If you glance at the image on your screen, the frontal view makes the church’s classical balance beautifully clear. That balance came late. By the early nineteenth century, the old structure had become dangerous. Architect Luigi Rusca drew an ambitious new design in the year eighteen oh four, but money would not come. Then a young priest, Father Ioann Nedeshev, did something more useful than dreaming grandly: he found a practical plan people could actually build. Work began in the eighteen twenties, and in the year eighteen twenty-seven this new church was consecrated, the first domed church in Tallinn and a striking Orthodox presence in a city of many confessions.

One man gives the place its deepest hush. Arseny Matsievich, a metropolitan who defied Empress Catherine the Second over church lands, arrived here as a political exile under the false name Andrei Vral. The authorities locked him in the Harju Gate tower. He died in captivity in the year seventeen seventy-two, and the church buried him here.

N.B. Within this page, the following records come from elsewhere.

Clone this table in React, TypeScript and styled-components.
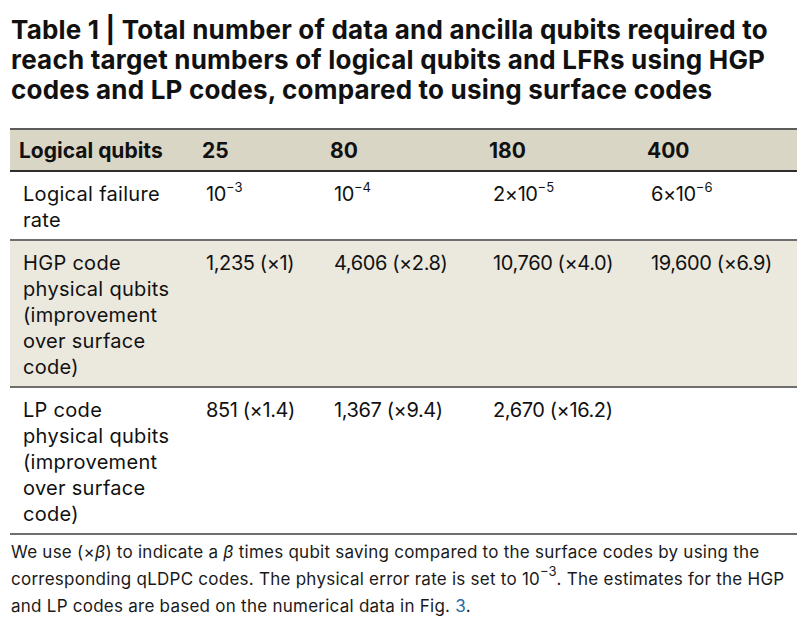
import styled, { createGlobalStyle } from "styled-components";

const GlobalStyle = createGlobalStyle`
  body {
    margin: 0;
    background: #ffffff;
    color: #111111;
    font-family: Inter, "Liberation Sans", Arial, sans-serif;
  }
`;

const Page = styled.div`
  width: 808px;
  height: 628px;
  padding: 15px 10px 0 11px;
  box-sizing: border-box;
  overflow: hidden;
`;

const Title = styled.h1`
  margin: 0;
  font-size: 26px;
  line-height: 30px;
  font-weight: 700;
  letter-spacing: 0.2px;
  white-space: nowrap;
`;

const Table = styled.table`
  margin-top: 23px;
  margin-left: -1px;
  width: 787px;
  border-collapse: collapse;
  table-layout: fixed;
  border-top: 2px solid #5c5c5c;
  border-bottom: 2px solid #5c5c5c;
`;

const HeadRow = styled.tr`
  background: #d9d6c6;
  border-bottom: 2px solid #2e2e2e;
`;

const HeadCell = styled.th`
  height: 40px;
  padding: 0 0 0 9px;
  text-align: left;
  font-size: 21px;
  font-weight: 700;
  letter-spacing: 0;
`;

const Row = styled.tr<{ $shaded?: boolean }>`
  background: ${(p) => (p.$shaded ? "#ebe8de" : "#ffffff")};
  border-bottom: 2px solid #6e6e6e;
`;

const Cell = styled.td<{ $label?: boolean }>`
  padding: 9px 4px 6px 13px;
  vertical-align: top;
  font-size: 20px;
  line-height: 26px;
  letter-spacing: ${(p) => (p.$label ? "0.3px" : "-0.4px")};
  white-space: nowrap;
`;

const Sup = styled.sup`
  font-size: 13px;
  line-height: 0;
  vertical-align: 9px;
  letter-spacing: 0;
`;

const Note = styled.p`
  margin: 4px 0 0;
  font-size: 17px;
  line-height: 27px;
  color: #1a1a1a;
  letter-spacing: 0.25px;
  white-space: nowrap;
`;

const Link = styled.span`
  color: #2a6ba6;
`;

const Beta = () => <i>β</i>;

const columns = [183, 128, 159, 158, 159];

const rows: { label: string[]; values: React.ReactNode[]; shaded?: boolean }[] = [
  {
    label: ["Logical failure", "rate"],
    values: [
      <>10<Sup>−3</Sup></>,
      <>10<Sup>−4</Sup></>,
      <>2×10<Sup>−5</Sup></>,
      <>6×10<Sup>−6</Sup></>,
    ],
  },
  {
    label: ["HGP code", "physical qubits", "(improvement", "over surface", "code)"],
    values: ["1,235 (×1)", "4,606 (×2.8)", "10,760 (×4.0)", "19,600 (×6.9)"],
    shaded: true,
  },
  {
    label: ["LP code", "physical qubits", "(improvement", "over surface", "code)"],
    values: ["851 (×1.4)", "1,367 (×9.4)", "2,670 (×16.2)", ""],
  },
];

const App = () => {
  return (
    <>
      <GlobalStyle />
      <Page>
        <Title>
          Table 1 | Total number of data and ancilla qubits required to
          <br />
          reach target numbers of logical qubits and LFRs using HGP
          <br />
          codes and LP codes, compared to using surface codes
        </Title>
        <Table>
          <colgroup>
            {columns.map((w, i) => (
              <col key={i} style={{ width: w }} />
            ))}
          </colgroup>
          <thead>
            <HeadRow>
              <HeadCell>Logical qubits</HeadCell>
              <HeadCell>25</HeadCell>
              <HeadCell>80</HeadCell>
              <HeadCell>180</HeadCell>
              <HeadCell>400</HeadCell>
            </HeadRow>
          </thead>
          <tbody>
            {rows.map((r) => (
              <Row key={r.label.join(" ")} $shaded={r.shaded}>
                <Cell $label>
                  {r.label.map((line, i) => (
                    <span key={i}>
                      {i > 0 && <br />}
                      {line}
                    </span>
                  ))}
                </Cell>
                {r.values.map((v, i) => (
                  <Cell key={i}>{v}</Cell>
                ))}
              </Row>
            ))}
          </tbody>
        </Table>
        <Note>
          We use (×<Beta />) to indicate a <Beta /> times qubit saving compared to the surface codes by using the
          <br />
          corresponding qLDPC codes. The physical error rate is set to 10<Sup>−3</Sup>. The estimates for the HGP
          <br />
          and LP codes are based on the numerical data in Fig. <Link>3</Link>.
        </Note>
      </Page>
    </>
  );
};

export default App;
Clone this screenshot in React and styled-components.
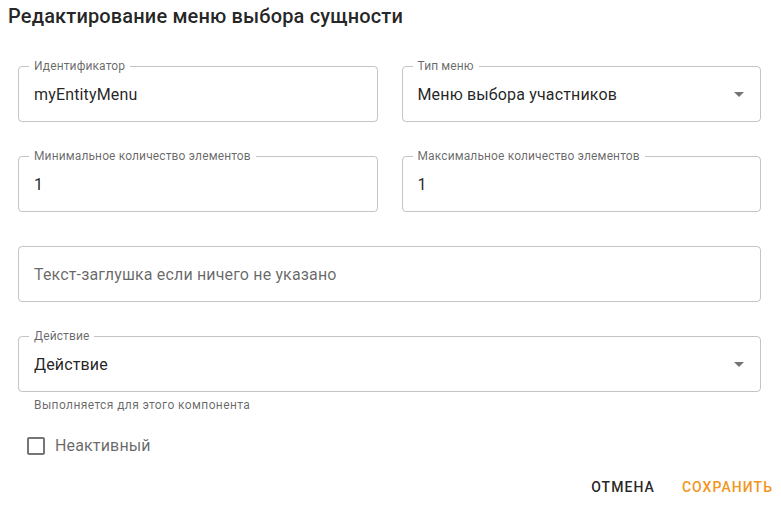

In the year two thousand, the Orthodox Church canonised him as a holy martyr. His grave turned this parish into more than a merchants’ church; it became a house of witness.
If you look at the tower detail in the app, you are seeing a reminder that generations kept adding their own layer of care. Merchant widow Pelageya Basargina gave the church its great nineteenth-century bell and later funded the gilded neo-Russian iconostasis that still stands inside.
And that, perhaps, is Tallinn’s truest shape: not a single story told by a single voice, but a city preserved by overlap, argument, prayer, repair, and many faithful hands. If you’d like to go inside, the church is generally open daily from ten in the morning until six in the evening.